Hybrid Microgrid Many-Objective Sizing Optimization With Fuzzy Decision

The economics, reliability, and carbon efficiency of hybrid microgrid systems (HMSs) are often in conflict; hence, a reasonable design for the sizing of the initial microgrid is important. In this article, we propose an improved two-archive many-objective evolutionary algorithm (TA-MaEA) based on fuzzy decision to solve the sizing optimization problem for HMSs. For the HMS simulated in this article, costs, loss of power supply probability, pollutant emissions, and power balance are considered as objective functions. For the proposed algorithm, we employ two archives with different diversity selection strategies to balance convergence and diversity in the high-dimensional objective space.

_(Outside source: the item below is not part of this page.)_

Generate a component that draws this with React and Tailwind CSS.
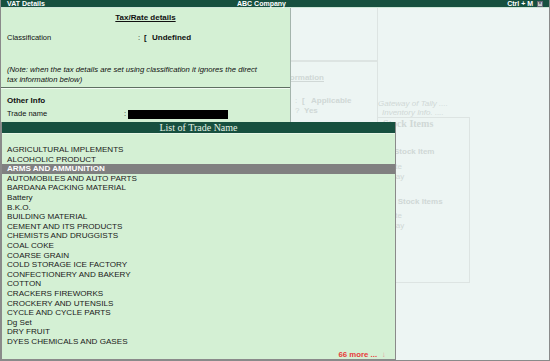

In addition, a fuzzy decision making method is proposed to further help decision makers obtain a solution from the Pareto front that optimally balances the objectives. The effectiveness of the proposed algorithm in solving the HMS sizing optimization problem is investigated for the case of Yanbu, Saudi Arabia. The experimental results show that, compared with the two-archive evolutionary algorithm for constrained many-objective optimization (C-TAEA), the clustering-based adaptive many-objective evolutionary algorithm (CA-MOEA), and the improved decomposition-based evolutionary algorithm (I-DBEA), the proposed algorithm can reduce the system costs by 7%, 13%, and 21%, respectively.